Accused threat-maker sick, not dangerous, family says

Daughter of man who threatened Oak Park schools talks about his grief, dementia



GRIEF—Rants against Oak Park schools were intended as anguished venting to friends, not actual threats, says the family of Morton Green. RICHARD GILLARD/Acorn Newspapers

GRIEF—Rants against Oak Park schools were intended as anguished venting to friends, not actual threats, says the family of Morton Green.
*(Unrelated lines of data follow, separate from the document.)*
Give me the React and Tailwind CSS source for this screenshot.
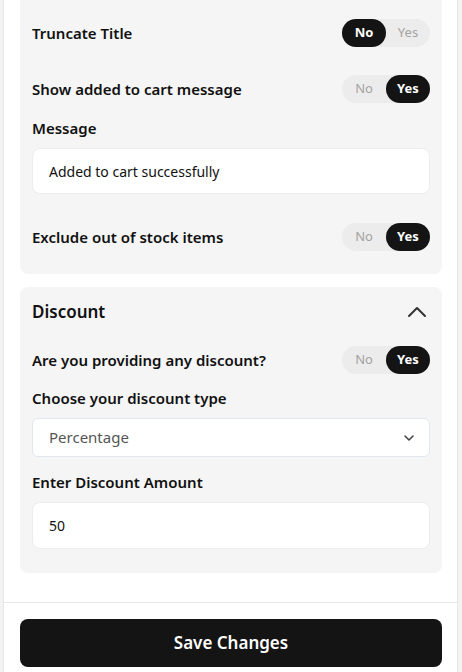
import React from "react";

function Toggle({ value }) {
  const yes = value === "yes";
  return (
    <div className="flex h-7 w-[88px] items-center rounded-full bg-[#ececec] text-[13px]">
      <div
        className={
          yes
            ? "flex h-7 w-[44px] items-center justify-center rounded-full text-[#a3a3a3]"
            : "flex h-7 w-[44px] items-center justify-center rounded-full bg-[#141414] font-bold text-white"
        }
      >
        No
      </div>
      <div
        className={
          yes
            ? "flex h-7 w-[44px] items-center justify-center rounded-full bg-[#141414] font-bold text-white"
            : "flex h-7 w-[44px] items-center justify-center rounded-full text-[#a3a3a3]"
        }
      >
        Yes
      </div>
    </div>
  );
}

function Row({ label, value, className = "" }) {
  return (
    <div className={"flex items-center justify-between " + className}>
      <span className="text-[15px] font-semibold text-[#111]">{label}</span>
      <Toggle value={value} />
    </div>
  );
}

export default function App() {
  return (
    <div
      className="min-h-[672px] bg-[#f3f3f3] pl-[3px] pr-[4px]"
      style={{ fontFamily: '"Noto Sans", "Open Sans", sans-serif' }}
    >
      <div className="flex min-h-[672px] flex-col border-x border-[#e6e6e6] bg-white">
        <div className="pl-4 pr-[15px]">
          <div className="rounded-b-lg bg-[#f5f5f5] px-3 pb-[23px] pt-[19px]">
            <Row label="Truncate Title" value="no" />
            <Row label="Show added to cart message" value="yes" className="mt-[28px]" />
            <div className="mt-[15px] h-5 text-[15px] font-semibold leading-5 text-[#111]">Message</div>
            <div className="mt-[10px] flex h-[46px] items-center rounded-lg border border-[#ededed] bg-white px-4 text-[14px] text-[#111]">
              Added to cart successfully
            </div>
            <Row label="Exclude out of stock items" value="yes" className="mt-[29px]" />
          </div>

          <div className="mt-[13px] rounded-lg bg-[#f5f5f5] px-3 pb-[24px] pt-[13px]">
            <div className="flex h-6 items-center justify-between">
              <span className="text-[17px] font-semibold text-[#111]">Discount</span>
              <svg width="20" height="12" viewBox="0 0 20 12" fill="none" className="mr-[3px]">
                <path d="M2 10 L10 2 L18 10" stroke="#333" strokeWidth="2" strokeLinecap="round" strokeLinejoin="round" />
              </svg>
            </div>
            <Row label="Are you providing any discount?" value="yes" className="mt-[22px]" />
            <div className="mt-[14px] h-5 text-[15px] font-semibold leading-5 text-[#111]">Choose your discount type</div>
            <div className="mt-[10px] flex h-[39px] items-center justify-between rounded-md border border-[#e2e7ef] bg-white pl-4 pr-[15px] text-[15px] text-[#555]">
              <span>Percentage</span>
              <svg width="10" height="6" viewBox="0 0 10 6" fill="none">
                <path d="M1 1 L5 5 L9 1" stroke="#444" strokeWidth="1.6" strokeLinecap="round" strokeLinejoin="round" />
              </svg>
            </div>
            <div className="mt-[15px] h-5 text-[15px] font-semibold leading-5 text-[#111]">Enter Discount Amount</div>
            <div className="mt-[10px] flex h-[47px] items-center rounded-lg border border-[#ededed] bg-white px-4 text-[14px] text-[#111]">
              50
            </div>
          </div>
        </div>

        <div className="mt-[29px] border-t border-[#e8e8e8] pl-4 pr-[15px] pt-4">
          <button className="flex h-[48px] w-full items-center justify-center rounded-lg bg-[#141414] text-[17px] font-semibold text-white">
            Save Changes
          </button>
        </div>
      </div>
    </div>
  );
}
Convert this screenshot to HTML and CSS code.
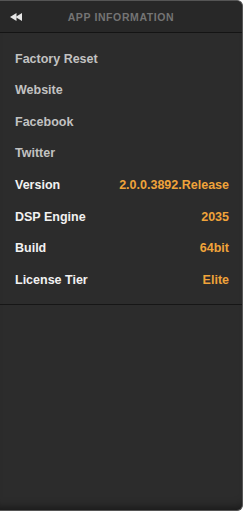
FILE: index.html
```html
<!DOCTYPE html>
<html lang="en">
<head>
    <meta charset="UTF-8">
    <meta name="viewport" content="width=device-width, initial-scale=1.0">
    <title>App Information</title>
    <link rel="stylesheet" href="styles.css">
</head>
<body>
    <div class="panel">
        <div class="panel-header">
            <span class="back-icon">
                <svg width="13" height="8" viewBox="0 0 13 8">
                    <polygon points="0,4 6.5,0 6.5,8" fill="#e6e6e6"/>
                    <polygon points="5.5,4 12,0 12,8" fill="#e6e6e6"/>
                </svg>
            </span>
            <h1 class="panel-title">App Information</h1>
        </div>

        <div class="info-list">
            <div class="info-row link">Factory Reset</div>
            <div class="info-row link">Website</div>
            <div class="info-row link">Facebook</div>
            <div class="info-row link">Twitter</div>
            <div class="info-row"><span class="label">Version</span><span class="value">2.0.0.3892.Release</span></div>
            <div class="info-row"><span class="label">DSP Engine</span><span class="value">2035</span></div>
            <div class="info-row"><span class="label">Build</span><span class="value">64bit</span></div>
            <div class="info-row"><span class="label">License Tier</span><span class="value">Elite</span></div>
        </div>
    </div>
</body>
</html>
```

FILE: styles.css
```css
html, body {
    margin: 0;
    height: 100%;
    background: #ffffff;
}
body {
    font-family: "Liberation Sans", Arial, sans-serif;
    font-weight: bold;
    font-size: 12.5px;
}
.panel {
    width: 242px;
    height: 509px;
    background-color: #2c2c2c;
    border: 1px solid #555;
    border-left: none;
    border-radius: 0 6px 6px 0;
    box-shadow: inset 0 -10px 10px -8px rgba(0,0,0,0.5);
}
.panel-header {
    position: relative;
    height: 31px;
    display: flex;
    align-items: center;
    justify-content: center;
    background-color: #282828;
    border-bottom: 1px solid #141414;
    border-radius: 0 6px 0 0;
}
.back-icon {
    position: absolute;
    left: 10px;
    top: 12px;
    line-height: 0;
}
.panel-title {
    margin: 0;
    font-size: 10.5px;
    letter-spacing: 0.6px;
    text-transform: uppercase;
    color: #747474;
}
.info-list {
    padding: 10px 13px 9px 15px;
    border-bottom: 1px solid #161616;
}
.info-row {
    height: 31.55px;
    display: flex;
    align-items: center;
    justify-content: space-between;
    color: #f2f2f2;
}
.info-row.link { color: #c2c2c2; }
.value { color: #f0a33a; }
```
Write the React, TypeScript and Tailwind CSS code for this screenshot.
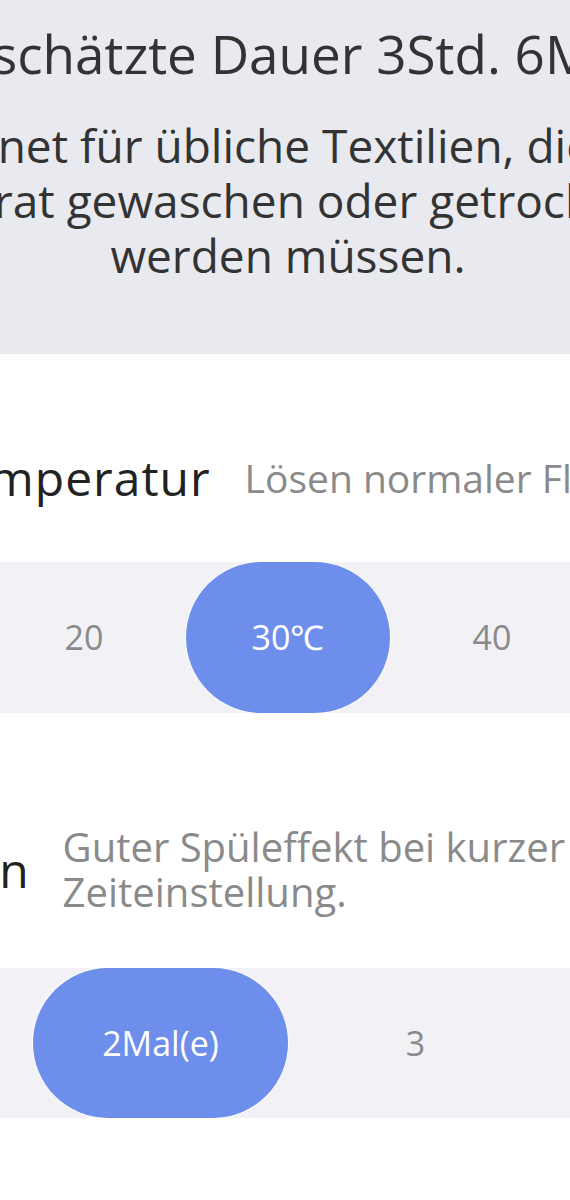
const tempOptions = ['Kalt', '20', '30℃', '40', '60'];
const rinseOptions = ['1', '2Mal(e)', '3', '4'];

type TOptionBar = {
    options: string[];
    selected: number;
    cols: string;
    height: string;
}

const OptionBar = ({ options, selected, cols, height }: TOptionBar) => {
    return <div className={`grid ${cols} ${height} bg-[#f2f2f6]`}>
        {options.map((opt, i) => (
            <div key={opt} className="flex items-center justify-center">
                {i === selected
                    ? <div className="flex items-center justify-center w-full h-full rounded-full bg-[#6e8eeb] ring-1 ring-white/70 text-white text-[34px]">{opt}</div>
                    : <span className="text-[34px] text-[#8a8a8a]">{opt}</span>}
            </div>
        ))}
    </div>
}

export default function App() {
    return <div className="w-[570px] h-[1200px] overflow-hidden bg-white font-['Open_Sans',sans-serif]">
        <div className="w-[1020px] ml-[-222px]">
            {/* program summary */}
            <div className="flex flex-col items-center bg-[#e8eaef] pt-[22px] pb-[71px] text-[#333333]">
                <div className="text-[53px] leading-[64px] whitespace-nowrap">Geschätzte Dauer 3Std. 6Min.</div>
                <div className="mt-[32px] text-[46px] leading-[55px] text-center whitespace-nowrap">
                    <div className="pr-[108px]">Geeignet für übliche Textilien, die</div>
                    <div className="pr-[24px]">separat gewaschen oder getrocknet</div>
                    <div>werden müssen.</div>
                </div>
            </div>

            {/* temperature */}
            <div className="flex items-center gap-[34px] pl-[14px] mt-[96px]">
                <span className="text-[48px] leading-[55px] tracking-[1px] text-[#222222] whitespace-nowrap">Waschtemperatur</span>
                <span className="text-[39px] leading-[45px] text-[#8a8a8a] whitespace-nowrap">Lösen normaler Flecken</span>
            </div>
            <div className="mt-[57px]">
                <OptionBar options={tempOptions} selected={2} cols="grid-cols-5" height="h-[151px]" />
            </div>

            {/* rinse */}
            <div className="flex items-center gap-[33px] pl-[4px] mt-[111px]">
                <span className="text-[48px] leading-[55px] tracking-[1px] text-[#222222] whitespace-nowrap">Spülungen</span>
                <span className="text-[40px] leading-[45px] text-[#8a8a8a] whitespace-nowrap">Guter Spüleffekt bei kurzer<br />Zeiteinstellung.</span>
            </div>
            <div className="mt-[54px]">
                <OptionBar options={rinseOptions} selected={1} cols="grid-cols-4" height="h-[150px]" />
            </div>
        </div>
    </div>
}
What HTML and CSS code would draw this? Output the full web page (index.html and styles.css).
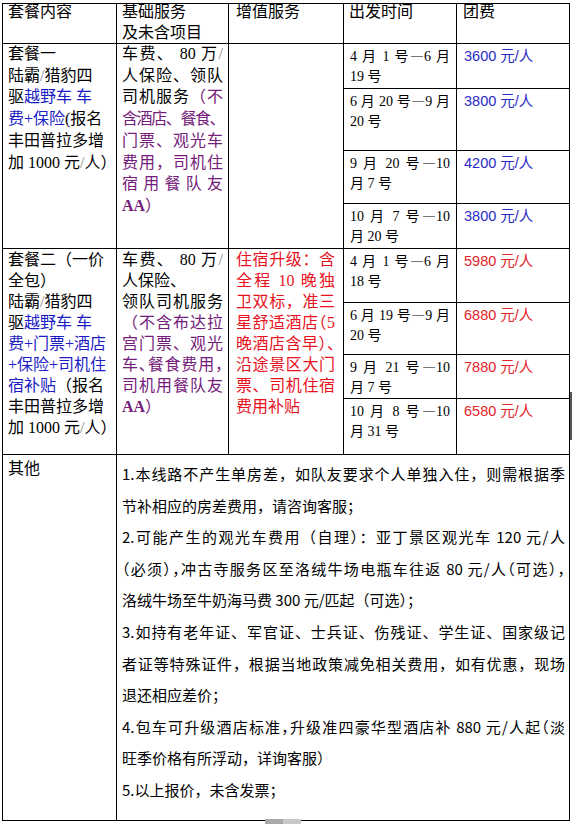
FILE: index.html
```html
<!DOCTYPE html>
<html lang="zh-CN">
<head>
<meta charset="utf-8">
<title>套餐价格表</title>
<link rel="stylesheet" href="styles.css">
</head>
<body>
<div class="page">
<table class="plan">
  <colgroup>
    <col class="c1"><col class="c2"><col class="c3"><col class="c4"><col class="c5">
  </colgroup>
  <tr class="h-head">
    <td class="txt head"><span class="l">套餐内容</span></td>
    <td class="txt head"><span class="l">基础服务</span><span class="l">及未含项目</span></td>
    <td class="txt head pad3"><span class="l">增值服务</span></td>
    <td class="txt head"><span class="l">出发时间</span></td>
    <td class="txt head pad5"><span class="l">团费</span></td>
  </tr>

  <tr class="h45">
    <td class="txt r1" rowspan="4">
      <span class="l">套餐一</span>
      <span class="l">陆霸<span class="sl">/</span>猎豹四</span>
      <span class="l">驱<span class="blue">越野车 车</span></span>
      <span class="l"><span class="blue">费+保险</span>(报名</span>
      <span class="l">丰田普拉多增</span>
      <span class="l">加 1000 元<span class="sl">/</span>人）</span>
    </td>
    <td class="txt r1" rowspan="4">
      <span class="l j">车费、 80 万<span class="sl">/</span></span>
      <span class="l j">人保险、领队</span>
      <span class="l j">司机服务<span class="purple">（不</span></span>
      <span class="l purple tight">含酒店、餐食、</span>
      <span class="l j purple">门票、观光车</span>
      <span class="l j purple">费用，司机住</span>
      <span class="l j purple">宿用餐队友</span>
      <span class="l purple"><b class="aa">AA</b>）</span>
    </td>
    <td class="txt pad3" rowspan="4"></td>
    <td class="date"><span class="l j">4 月 1 号<span class="dash">—</span>6 月</span><span class="l">19 号</span></td>
    <td class="price blue2">3600 元/人</td>
  </tr>
  <tr class="h62">
    <td class="date"><span class="l j">6 月 20 号<span class="dash">—</span>9 月</span><span class="l">20 号</span></td>
    <td class="price blue2">3800 元/人</td>
  </tr>
  <tr class="h53">
    <td class="date"><span class="l j">9 月 20 号<span class="dash">—</span>10</span><span class="l">月 7 号</span></td>
    <td class="price blue2">4200 元/人</td>
  </tr>
  <tr class="h45">
    <td class="date"><span class="l j">10 月 7 号<span class="dash">—</span>10</span><span class="l">月 20 号</span></td>
    <td class="price blue2">3800 元/人</td>
  </tr>

  <tr class="h54">
    <td class="txt r2" rowspan="4">
      <span class="l">套餐二（一价</span>
      <span class="l">全包）</span>
      <span class="l">陆霸<span class="sl">/</span>猎豹四</span>
      <span class="l">驱<span class="blue">越野车 车</span></span>
      <span class="l blue">费+门票+酒店</span>
      <span class="l blue">+保险+司机住</span>
      <span class="l"><span class="blue">宿补贴</span>（报名</span>
      <span class="l">丰田普拉多增</span>
      <span class="l">加 1000 元<span class="sl">/</span>人）</span>
    </td>
    <td class="txt r2" rowspan="4">
      <span class="l j">车费、 80 万<span class="sl">/</span></span>
      <span class="l">人保险、</span>
      <span class="l j">领队司机服务</span>
      <span class="l j purple">（不含布达拉</span>
      <span class="l j purple">宫门票、观光</span>
      <span class="l j purple halt">车、餐食费用，</span>
      <span class="l j purple">司机用餐队友</span>
      <span class="l purple"><b class="aa">AA</b>）</span>
    </td>
    <td class="txt r2 pad3 red" rowspan="4">
      <span class="l j">住宿升级：含</span>
      <span class="l j">全程 10 晚独</span>
      <span class="l j">卫双标，准三</span>
      <span class="l j halt">星舒适酒店（5</span>
      <span class="l j halt">晚酒店含早）、</span>
      <span class="l j">沿途景区大门</span>
      <span class="l j">票、司机住宿</span>
      <span class="l">费用补贴</span>
    </td>
    <td class="date"><span class="l j">4 月 1 号<span class="dash">—</span>6 月</span><span class="l">18 号</span></td>
    <td class="price red2">5980 元/人</td>
  </tr>
  <tr class="h52">
    <td class="date"><span class="l j">6 月 19 号<span class="dash">—</span>9 月</span><span class="l">20 号</span></td>
    <td class="price red2">6880 元/人</td>
  </tr>
  <tr class="h42">
    <td class="date"><span class="l j">9 月 21 号<span class="dash">—</span>10</span><span class="l">月 7 号</span></td>
    <td class="price red2">7880 元/人</td>
  </tr>
  <tr class="h56">
    <td class="date"><span class="l j">10 月 8 号<span class="dash">—</span>10</span><span class="l">月 31 号</span></td>
    <td class="price red2">6580 元/人</td>
  </tr>

  <tr class="h-other">
    <td class="txt other-label"><span class="l">其他</span></td>
    <td class="notes" colspan="4">
      <span class="l j">1.本线路不产生单房差，如队友要求个人单独入住，则需根据季</span>
      <span class="l">节补相应的房差费用，请咨询客服；</span>
      <span class="l j">2.可能产生的观光车费用（自理）：亚丁景区观光车 120 元/人</span>
      <span class="l j halt">（必须），冲古寺服务区至洛绒牛场电瓶车往返 80 元/人（可选），</span>
      <span class="l">洛绒牛场至牛奶海马费 300 元/匹起（可选）；</span>
      <span class="l j">3.如持有老年证、军官证、士兵证、伤残证、学生证、国家级记</span>
      <span class="l j">者证等特殊证件，根据当地政策减免相关费用，如有优惠，现场</span>
      <span class="l">退还相应差价；</span>
      <span class="l j halt">4.包车可升级酒店标准，升级准四豪华型酒店补 880 元/人起（淡</span>
      <span class="l">旺季价格有所浮动，详询客服）</span>
      <span class="l">5.以上报价，未含发票；</span>
    </td>
  </tr>
</table>
</div>
<div class="scroll-right"></div>
<div class="scroll-bottom"><span></span><span></span></div>
</body>
</html>
```

FILE: styles.css
```css
html, body {
  margin: 0;
  padding: 0;
  background: #fff;
}
body {
  font-family: "Liberation Serif", "Noto Sans CJK SC", serif;
  color: #000;
  position: relative;
  width: 572px;
  height: 824px;
  overflow: hidden;
}
.page {
  padding: 3px 0 0 2px;
}
.plan {
  border-collapse: collapse;
  table-layout: fixed;
  width: 567px;
}
.c1 { width: 114px; }
.c2 { width: 112px; }
.c3 { width: 115px; }
.c4 { width: 113px; }
.c5 { width: 113px; }

.plan td {
  border: 1px solid #000;
  vertical-align: top;
  padding: 0 5px;
}
.plan td.pad3 { padding: 0 8px 0 7px; }
.plan td.pad5 { padding-left: 6px; }

.h-head { height: 40px; }
.h45 { height: 45px; }
.h62 { height: 62px; }
.h53 { height: 53px; }
.h54 { height: 54px; }
.h52 { height: 52px; }
.h42 { height: 42px; }
.h56 { height: 56px; }
.h-other { height: 366px; }

.l { display: block; white-space: nowrap; }
.j { white-space: normal; text-align: justify; text-align-last: justify; }

.txt {
  font-size: 16px;
  line-height: 21.7px;
}
.head { line-height: 20.5px; }
.head .l:first-child { margin-top: -2px; }
.r1 .l:first-child { margin-top: -1px; }
.r2 { line-height: 21px; }
.r2 .l:first-child { margin-top: 0; }

.blue { color: #1c1cc4; }
.purple { color: #74207a; }
.red { color: #e8121e; }
.sl { color: #8a8a8a; }
.aa { font-weight: bold; font-family: "Liberation Serif", serif; }
.tight { letter-spacing: -1.4px; }
.halt { font-feature-settings: "halt"; }

.plan td.date {
  font-size: 14px;
  line-height: 20px;
  padding: 3px 6px 0 6px;
}
.dash {
  font-family: "Noto Sans CJK SC", sans-serif;
  line-height: 0;
}
.plan td.price {
  font-family: "Liberation Sans", "Noto Sans CJK SC", sans-serif;
  font-size: 14.5px;
  line-height: 20px;
  padding: 2px 5px 0 7px;
}
.blue2 { color: #2a2ac8; }
.red2 { color: #e4232b; }

.other-label .l { margin-top: 3px; }
.plan td.notes {
  font-family: "Noto Sans CJK SC", sans-serif;
  font-size: 15px;
  line-height: 31.6px;
  padding: 3px 4px 0 5px;
}

.scroll-right {
  position: absolute;
  left: 570px;
  top: 392px;
  width: 2px;
  height: 48px;
  background: #555;
}
.scroll-bottom {
  position: absolute;
  left: 265px;
  top: 819px;
  display: flex;
}
.scroll-bottom span {
  display: block;
  width: 18px;
  height: 5px;
  background: #a9a9a9;
}
.scroll-bottom span + span {
  background: #c8c8c8;
}
```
RICHARD GILLARD/Acorn Newspapers

Grief, dementia and other medical problems may have contributed to the recent behavior of Morton Green, a former Oak Park Unified parent who blamed the school district for the untimely death of his son, Robert Green, and threatened to use explosives at local schools as revenge.

Green seemed to imply on Facebook that his son died by suicide, which stemmed from bullying and mistreatment at the hands of Oak Park High School football coaches and fellow students in the mid-1990s.

Green’s daughter, Julianne Green, offered explanations for her father’s behavior.

In an interview with The Acorn, Julianne Green, who now lives in Maryland, said that her brother did not commit suicide.

“It was an accident,” she said. “That’s all I’m going to say.”

As for her father’s threatening behavior, Green said he is experiencing the ravages of dementia and other medical issues that have rendered him frail and confused at the age of 74.

“He is harmless and by no means capable of the crimes he is being charged with or the actions he threatened on Facebook,” she said.

Her father, Green said, doesn’t understand the internet or Facebook and believed he was privately ranting to a friend about his son’s life and death.

Despite her sympathy for her father, Green said, she does not condone his behavior but instead believes it was a “cry for help.”

“We intend to get him the best treatment he can get to help him overcome his grief and mourning,” she said.

Green stressed that while her brother was mistreated in high school, she does not believe there was any connection between high school problems in the 1990s and his death.

“I would say ‘no’ about the problems in high school impacting his life now,” she said.

She spoke about the abuse her brother endured at Oak Park High.

“When Robert was on the football team (at Oak Park High) he did have long hair, which was very important to him as a personal choice,” she said. “He was called a slew of different names, including racial slurs.”

The Green family is Jewish, and Robert was taunted for wearing a Star of David necklace underneath his jersey, his sister said.

“He had his jaw broken by teammates—not during a game, off the field,” Julianne Green said. “He had a teacher place wooden crosses on his desk and (wave them at him) on the field. A coach at the time ripped his hair out in front of me, my brother David, my parents—the whole school. My brother was 14 at the time.”

“On behalf of my family, and myself, I would like to apologize for all of the things my father said and all of the people he scared, including their families,” she said. “Also, I would like to say he is grieving very strongly, and he has early signs of becoming senile and issues associated with that.”